DEAR MISS LONELYHEARTS: I broke up with my girlfriend because she was always in a money jam. About once a month, she’d ask me for more money. She’d speak the same words, “Can I get a little help from you please, honey?” It’d be $100 for her phone bill or $50 for groceries or $200 to help her make the rent. It was always a suspiciously round number — and she never showed me proof of an amount owing.
Finally, I’d had enough. I showed her the tally I’d kept with exact dates, of how much she owed me. She never paid me back a cent, and I was always too shy to ask. I told her it was over.
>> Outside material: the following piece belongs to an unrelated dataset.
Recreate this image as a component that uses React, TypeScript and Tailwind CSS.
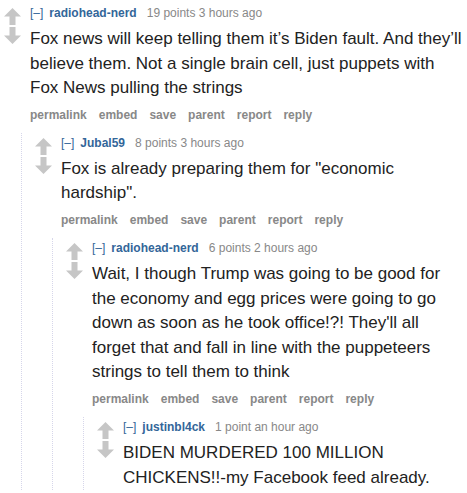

She called again yesterday, using the whiny little-girl voice that always came before asking for more money. I cut her off and told her how much she already owed me, to the penny.
She said, “I didn’t know that helping me out a little bit was a loan and you were keeping score! I never signed anything, and you never asked me to. Anyway, you make lots more money than I do!” Does she owe me or not?
— Big-time Loser, Downtown
Dear Big-time Loser: If there was no agreement in place for repayment of this money, it wouldn’t be worth it to go after her legally. It’s interesting she was aware she’d never used the word “loan” and never signed anything (like an IOU). Nor had she ever showed you any bills she owed. This woman clearly knew what she was doing, and you were financing it.
You want to be free of her now? Forget the money and forget her.
Consider that money the cost of learning this lesson. Next time, find a woman who has a job that pays decently, is independently set up and would be embarrassed to be hitting anyone up for money like this.
Dear Miss Lonelyhearts: I just came out of an eight-year relationship that had 6.5 good years. My husband started cheating a year ago, and I found someone and returned the favour. I made sure he found out. Although I evened the score, we didn’t part as friends.
I’ve cooled off and realized I lost a friend with many interests in common, particularly sports, dining out and country music.
How can I get him to pardon me, and we just cancel our cheating sins out so we can at least be friends? He says, “No woman’s ever cheated on me before, and gotten away with it!”
— Wanting My Friend Back, southern Manitoba
Dear Wanting: You laid more cards on the table than you thought when you said “at least” be friends. You may have a hidden agenda — to start as friends, and push it back into a full relationship. He says “no way,” and it’s time you believed that. Besides, if he cheated before, he’ll probably cheat again, particularly if he’s still nursing a grudge towards you.
Dear Miss Lonelyhearts: My girlfriend was in a bad mood and started criticizing her body. I kept quiet for a bit, and then she asked me if I thought her calves were too big. I said, “They’re not fat. They just have a lot of muscle, like mine do.” I play football and hockey and have strong legs I’m quite proud of.
She blew up, saying “You think I have unfeminine legs!” Actually, I do, but I’d never tell her that. What is safe to say about her legs now? I should have thought this out first.
— Spoke too Soon, Brandon
Dear Spoke too Soon: You’re best not to mention her curvy legs for quite a while, or you’ll just dig yourself in further. You might comment on some other woman’s “spindly legs.” That’s a backhanded way of telling your girlfriend you like athletic legs — but good luck with that line, as well!